The prosecution said that the suspects were arrested in several towns in Bosnia and Herzegovina and will be handed over to the prosecutor for questioning.
One of those arrested was Goran Saric, former commander of a Bosnian Serb police special brigade, who has previously been acquitted in two separate cases at the Bosnian state court of involvement in the 1995 Srebrenica genocide and of participating in war crimes in Sarajevo in 1992.
Twenty-two members of the Sarajlic, Sejmenovic and Malagic families, including seven children, were taken from their houses in Bukres near Bijeljina and killed on the banks of the River Drina in the village of Balatun at dawn on September 25, 1992.

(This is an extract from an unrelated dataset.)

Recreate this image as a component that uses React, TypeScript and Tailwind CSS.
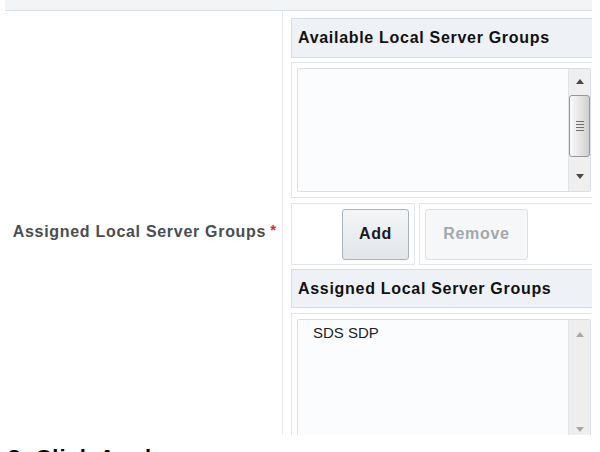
import React from "react";

function Arrow({ dir, color }: { dir: "up" | "down"; color: string }) {
  return (
    <svg width="8" height="5" viewBox="0 0 8 5">
      {dir === "up" ? (
        <polygon points="0,5 8,5 4,0" fill={color} />
      ) : (
        <polygon points="0,0 8,0 4,5" fill={color} />
      )}
    </svg>
  );
}

function ActiveScrollbar() {
  return (
    <div className="w-[22px] h-full bg-[#efefef] border-l border-[#e4e4e4] flex flex-col items-center">
      <div className="h-[24px] flex items-center justify-center pt-[1px]">
        <Arrow dir="up" color="#4a4a4a" />
      </div>
      <div className="mt-[2px] w-[21px] h-[62px] rounded-[3px] border border-[#969696] bg-gradient-to-r from-[#fafafa] via-[#e6e6e6] to-[#cfcfcf] flex flex-col items-center justify-center gap-[2px]">
        <div className="w-[8px] h-[1px] bg-[#707070]" />
        <div className="w-[8px] h-[1px] bg-[#707070]" />
        <div className="w-[8px] h-[1px] bg-[#707070]" />
        <div className="w-[8px] h-[1px] bg-[#707070]" />
      </div>
      <div className="flex-1" />
      <div className="h-[26px] flex items-center justify-center pb-[4px]">
        <Arrow dir="down" color="#4a4a4a" />
      </div>
    </div>
  );
}

function DisabledScrollbar() {
  return (
    <div className="w-[22px] h-full bg-[#eeeeee] border-l border-[#e4e4e4] flex flex-col items-center">
      <div className="h-[26px] flex items-center justify-center pt-[2px]">
        <Arrow dir="up" color="#a8a8a8" />
      </div>
      <div className="flex-1" />
      <div className="h-[26px] flex items-center justify-center">
        <Arrow dir="down" color="#a8a8a8" />
      </div>
    </div>
  );
}

export default function App() {
  const bold = "font-bold text-[16px] tracking-[0.7px]";
  return (
    <div className="w-[600px] h-[452px] bg-white overflow-hidden relative font-['Liberation_Sans',Arial,sans-serif]">
      <div className="ml-[5px] w-[587px] h-[11px] bg-[#f2f4f6] border-b border-[#d8e0e8]" />
      <div className="ml-[5px] w-[587px] h-[424px] overflow-hidden flex">
        <div className="w-[278px] shrink-0 border-r border-[#e6e9ec] flex justify-end items-start pr-[6px] pt-[212px]">
          <span className={`${bold} leading-[18px] text-[#4a4d52]`}>
            Assigned Local Server Groups
          </span>
          <span className="text-[#e3262c] font-bold text-[15px] leading-[14px] ml-[4px]">*</span>
        </div>
        <div className="w-[309px] shrink-0 pl-[8px] flex flex-col">
          <div className="mt-[7px] w-[320px] h-[40px] shrink-0 bg-[#eef2f6] border border-[#d6dde5] flex items-center pl-[6px]">
            <span className={`${bold} text-[#111]`}>Available Local Server Groups</span>
          </div>
          <div className="mt-[4px] w-[320px] h-[136px] shrink-0 border border-[#e2e6ea] p-[5px]">
            <div className="w-[294px] h-[124px] border border-[#d9dee4] rounded-[2px] bg-[#fbfcfe] flex">
              <div className="flex-1" />
              <ActiveScrollbar />
            </div>
          </div>
          <div className="mt-[5px] h-[62px] shrink-0 flex gap-[4px]">
            <div className="w-[124px] shrink-0 h-[62px] border border-[#e2e6ea] flex justify-end items-center pr-[5px]">
              <div className={`w-[67px] h-[51px] rounded-[3px] border border-[#aab3bd] bg-gradient-to-b from-[#f3f5f7] to-[#e2e6ea] flex items-center justify-center ${bold} text-[#1a1a1a]`}>
                Add
              </div>
            </div>
            <div className="w-[200px] shrink-0 h-[62px] border border-[#e2e6ea] flex items-center pl-[5px]">
              <div className={`w-[103px] h-[51px] rounded-[3px] border border-[#dce1e6] bg-[#f6f7f9] flex items-center justify-center ${bold} text-[#a2a8ae]`}>
                Remove
              </div>
            </div>
          </div>
          <div className="mt-[4px] w-[320px] h-[39px] shrink-0 bg-[#eef2f6] border border-[#d6dde5] flex items-center pl-[6px]">
            <span className={`${bold} text-[#111]`}>Assigned Local Server Groups</span>
          </div>
          <div className="mt-[5px] w-[320px] h-[160px] shrink-0 border border-[#e2e6ea] p-[5px]">
            <div className="w-[294px] h-[124px] border border-[#d9dee4] rounded-[2px] bg-[#fbfcfe] flex">
              <div className="flex-1 pl-[15px] pt-[4px] text-[15px] leading-[17px] text-[#222]">
                SDS SDP
              </div>
              <DisabledScrollbar />
            </div>
          </div>
        </div>
      </div>
      <div className="mt-[11px] ml-[8px] font-bold text-[22px] leading-[24px] tracking-[1px] text-black whitespace-nowrap">
        8.  Click Apply.
      </div>
    </div>
  );
}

The remains of 13 of the victims were found at a cemetery in the Serbian town of Sremska Mitrovica in 2002. Five more victims’ bodies were later found and buried, while four victims are still missing.
The crime is believed to have been committed by a Bosnian Serb police special unit known as the Pahuljice (Snowflakes).
Goran Saric was acquitted in 2018 of assisting members of a joint criminal enterprise in the commission of genocide of Bosniaks from Srebrenica, and of issuing orders to and exercising control over his deputy Ljubomir Borovcanin, who was convicted by the Hague Tribunal of committing crimes in Srebrenica.
Saric told BIRN in an interview in 2019 that crimes were committed in Srebrenica, but that he didn’t know who was responsible and why it happened, as he was deployed in the Sarajevo area at the time.
He also insisted that he never ordered any crimes and was only “doing what they commanded you to do and what had to be done during the war”.
“Regardless of the fact that I was a police official or chief, or later, in the second phase of the war, a commander, I was unable to influence any decisions, any battles and any events,” he said.